%%
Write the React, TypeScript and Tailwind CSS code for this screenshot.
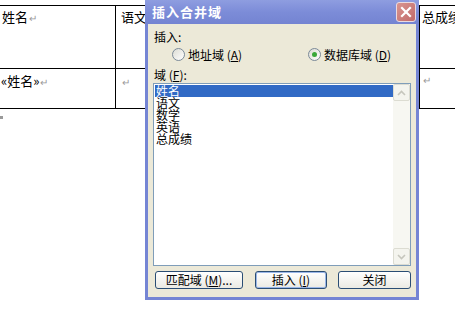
import React from 'react';

const cjk = "font-['SimSun','Noto_Sans_CJK_SC',sans-serif]";

function Ret() {
  return <span className="text-[10px] text-[#9a9a9a] ml-px">↵</span>;
}

function Radio({ checked }: { checked?: boolean }) {
  return (
    <span className="w-[13px] h-[13px] rounded-full border border-[#7b8a99] bg-gradient-to-br from-[#dcdcd4] to-white flex items-center justify-center">
      {checked && <span className="w-[5px] h-[5px] rounded-full bg-[#3aa83a]" />}
    </span>
  );
}

function Mn({ c }: { c: string }) {
  return <span className="underline underline-offset-1">{c}</span>;
}

function XpButton({ children, isDefault, width }: { children: React.ReactNode; isDefault?: boolean; width: string }) {
  return (
    <div
      className={`${width} h-[18px] rounded-[3px] border border-[#2a4d74] bg-gradient-to-b from-white to-[#ebeae3] flex items-center justify-center text-[12px] leading-none text-black ${
        isDefault ? 'shadow-[inset_0_0_0_1px_#9bb7e8]' : ''
      }`}
    >
      {children}
    </div>
  );
}

export default function App() {
  const fields = ['姓名', '语文', '数学', '英语', '总成绩'];

  return (
    <div className={`relative w-[455px] h-[319px] bg-white overflow-hidden ${cjk}`}>
      {/* document table behind */}
      <div className="pt-[5px]">
        <div className="border-t border-black">
          <div className="flex h-[63px] border-b border-black text-[13px] leading-none whitespace-nowrap">
            <div className="w-[116px] border-r border-black pl-[2px] pt-[4px]">姓名<Ret /></div>
            <div className="w-[304px] border-r border-black pl-[5px] pt-[4px]">语文<Ret /></div>
            <div className="flex-1 min-w-0 overflow-hidden pl-[2px] pt-[4px]">总成绩<Ret /></div>
          </div>
          <div className="flex h-[40px] border-b border-black text-[13px] leading-none whitespace-nowrap">
            <div className="w-[116px] border-r border-black pl-[1px] pt-[5px]">«姓名»<Ret /></div>
            <div className="w-[304px] border-r border-black pl-[5px] pt-[5px]"><Ret /></div>
            <div className="flex-1 pl-[2px] pt-[3px]"><Ret /></div>
          </div>
        </div>
        <div className="mt-[7px] w-[3px] h-[3px] bg-[#9a9a9a]" />
      </div>

      {/* dialog window */}
      <div className="absolute left-[145px] top-0 w-[274px] h-[300px] bg-[#7585d4] flex flex-col pb-[3px] px-[3px]">
        <div className="h-[24px] -mx-[3px] px-[7px] flex items-center justify-between bg-gradient-to-b from-[#8e9de0] via-[#7c8cd8] to-[#7484d2]">
          <span className="text-white font-bold text-[13px] tracking-[1px]">插入合并域</span>
          <span className="w-[20px] h-[20px] rounded-[3px] border border-[#eadbe0] bg-gradient-to-br from-[#d99590] to-[#c06a6a] flex items-center justify-center mr-[-4px]">
            <svg width="12" height="12" viewBox="0 0 12 12">
              <path d="M2 2 L10 10 M10 2 L2 10" stroke="white" strokeWidth="2.2" strokeLinecap="square" />
            </svg>
          </span>
        </div>

        <div className="flex-1 bg-[#ece9d8] pl-[5px] pr-[4px] flex flex-col text-[12px] leading-[12px] text-black">
          <div className="mt-[7px] ml-[1px]">插入:</div>
          <div className="mt-[5px] flex items-center h-[13px]">
            <div className="w-[155px] pl-[19px] flex items-center gap-[3px]">
              <Radio />
              <span>地址域 (<Mn c="A" />)</span>
            </div>
            <div className="flex items-center gap-[3px]">
              <Radio checked />
              <span>数据库域 (<Mn c="D" />)</span>
            </div>
          </div>
          <div className="mt-[8px] ml-[1px]">域 (<Mn c="F" />):</div>

          <div className="mt-[2px] w-[258px] h-[183px] border border-[#7f9db9] bg-white flex">
            <div className="flex-1 flex flex-col pl-[1px] pt-[1px]">
              {fields.map((f, i) => (
                <div
                  key={f}
                  className={`h-[12px] leading-[12px] pl-[1px] ${i === 0 ? 'bg-[#316ac5] text-white' : ''}`}
                >
                  {f}
                </div>
              ))}
            </div>
            <div className="w-[17px] bg-[#f7f7f2] flex flex-col justify-between">
              <div className="h-[17px] rounded-[2px] border border-[#dcdcd2] bg-[#f4f4ee] flex items-center justify-center">
                <svg width="9" height="6" viewBox="0 0 9 6">
                  <path d="M1 5 L4.5 1.5 L8 5" stroke="#c6c6bd" strokeWidth="1.6" fill="none" />
                </svg>
              </div>
              <div className="h-[17px] rounded-[2px] border border-[#dcdcd2] bg-[#f4f4ee] flex items-center justify-center">
                <svg width="9" height="6" viewBox="0 0 9 6">
                  <path d="M1 1 L4.5 4.5 L8 1" stroke="#c6c6bd" strokeWidth="1.6" fill="none" />
                </svg>
              </div>
            </div>
          </div>

          <div className="mt-[5px] flex items-center pl-[2px]">
            <XpButton width="w-[88px]">匹配域 (<Mn c="M" />)...</XpButton>
            <div className="ml-[12px]">
              <XpButton width="w-[72px]" isDefault>插入 (<Mn c="I" />)</XpButton>
            </div>
            <div className="ml-[11px]">
              <XpButton width="w-[73px]">关闭</XpButton>
            </div>
          </div>
        </div>
      </div>
    </div>
  );
}
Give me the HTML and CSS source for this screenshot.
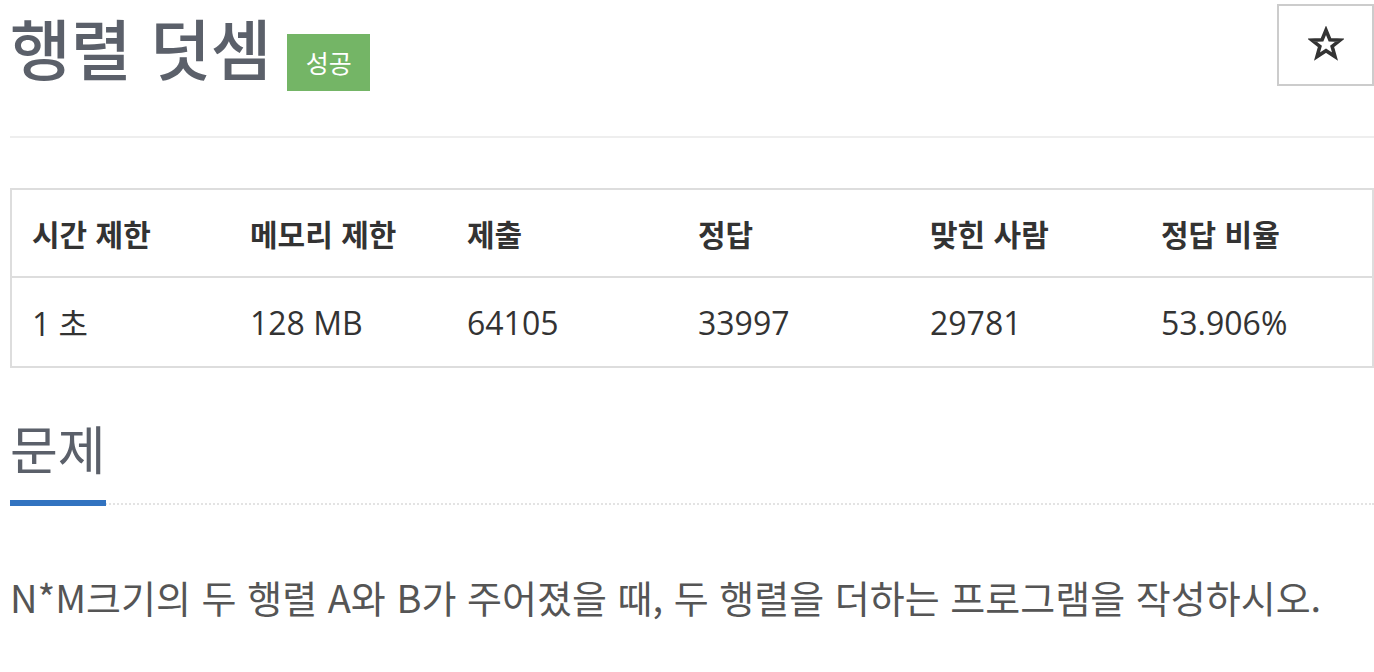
%%
◆ **TASK DETAILS**: Search the lines above for the string "this", then show every one that has it.

◆ **FULL RESPONSE**:
Write the React, TypeScript and Tailwind CSS code for this screenshot.
Give me the HTML and CSS source for this screenshot.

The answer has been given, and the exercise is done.